Livermore successfully executed its work in the FY 2017 National Hydrodynamic Test Plan, carrying out experiments to mature technologies with potential use in LEPs and improve predictive capabilities that underpin all facets of stockpile stewardship. The Flash X-Ray (FXR) radiography machine, used in hydrodynamic experiments at Livermore’s Site 300, successfully conducted its first double-pulse imaging experiments. This enhanced capability enables researchers to follow the time evolution of the implosion process. Laboratory researchers also conducted hydrodynamic tests to prepare for fielding a series of subcritical experiments at the Nevada Nuclear Security Site that will provide important data about how a plutonium bomb core implodes.
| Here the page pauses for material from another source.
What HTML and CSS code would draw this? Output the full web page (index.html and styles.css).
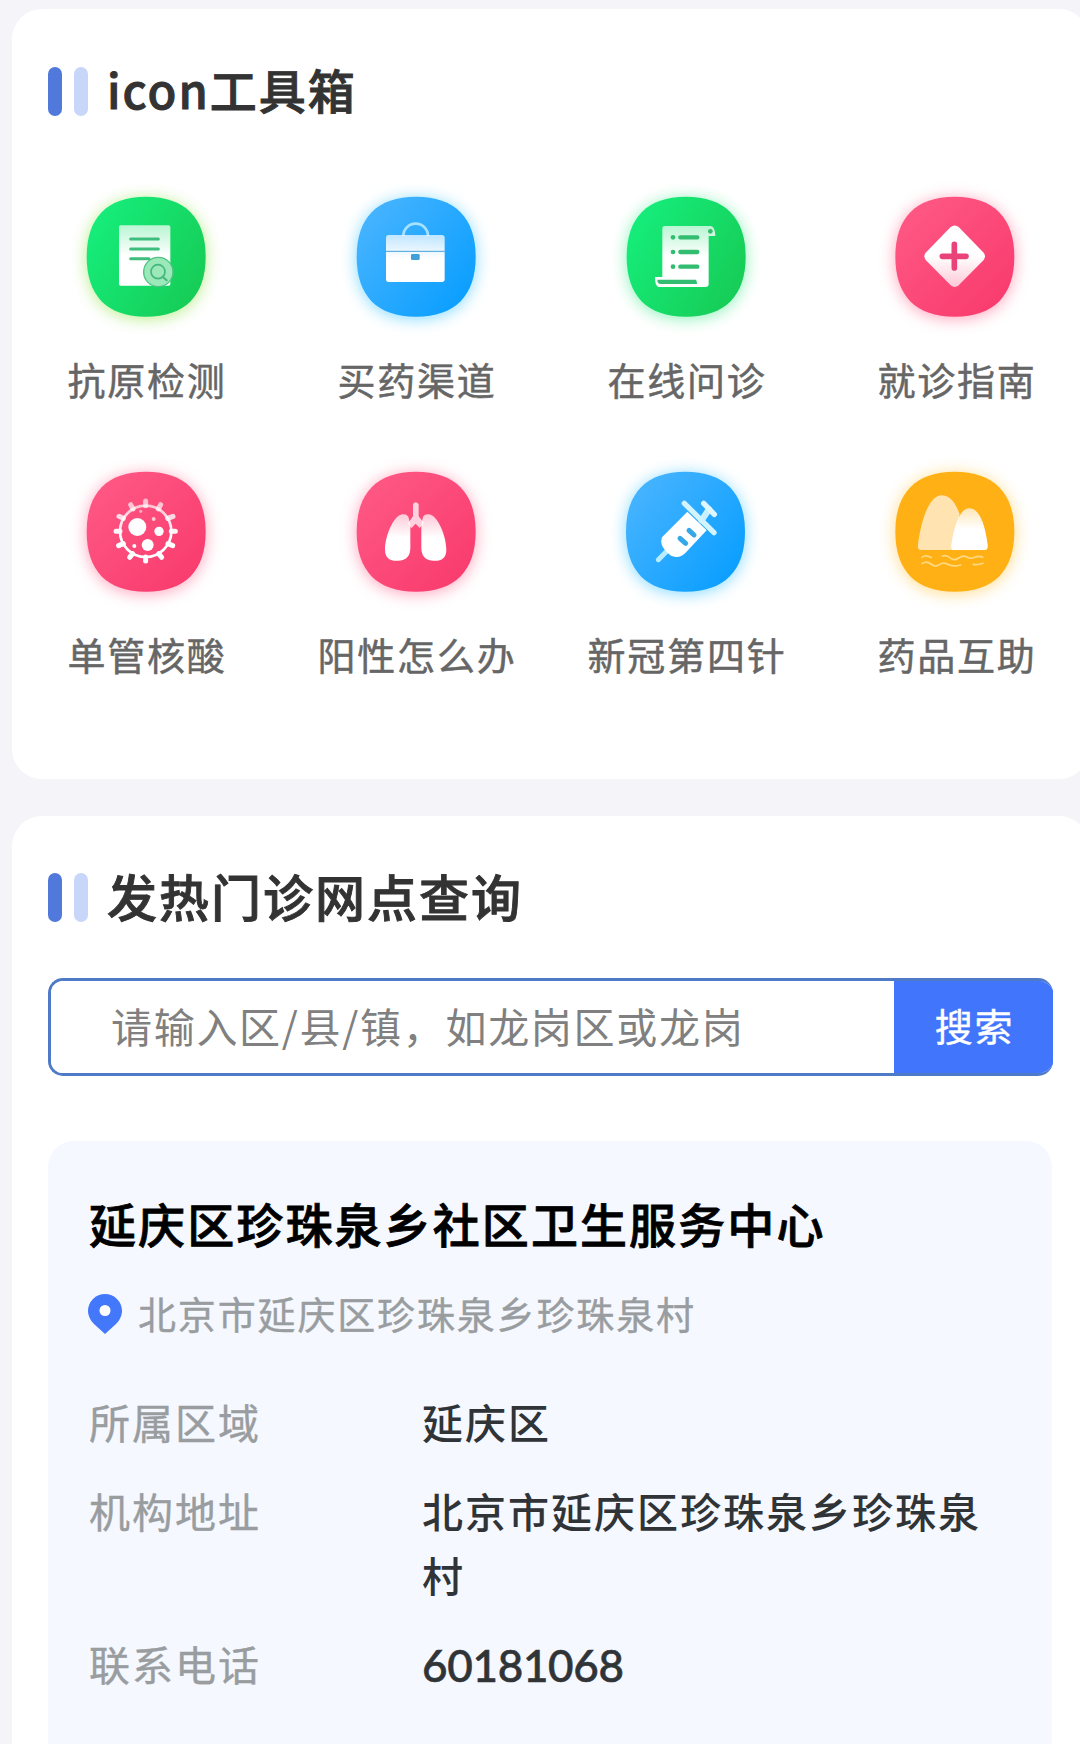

The preparatory tests are providing absolute assurance that the plutonium will remain subcritical and that materials will be safely contained.

Experiments at the Joint Actinide Shock Physics Experimental Research (JASPER) Facility and the National Ignition Facility (see NIF) provide essential data about plutonium. Work at JASPER included developing new capabilities to gather data in unexplored lower pressure regimes. In addition, LLNL researchers and NNSA collaborators have for the first time taken 3D snapshots of operating high-explosive detonators. The experiments, performed at Argonne National Laboratory’s Advanced Photon Source, are important for assessing aging effects on detonator safety and performance and for developing new and improved designs.

Jim Moye examine a roll of film.

The Rescue of Atmospheric Nuclear Test Films

Rare-film expert Jim Moye examines a nuclear test film before scanning it. A team of weapons physicists, film experts, archivists, and software developers hunted down some 6,500 decomposing films of the nation’s 210 atmospheric nuclear tests. The films are being scanned to preserve content and reanalyzed to extract more precise data for assessing nuclear weapons performance. In FY 2017, the first set of 63 Livermore test films was declassified and published in an LLNL YouTube playlist.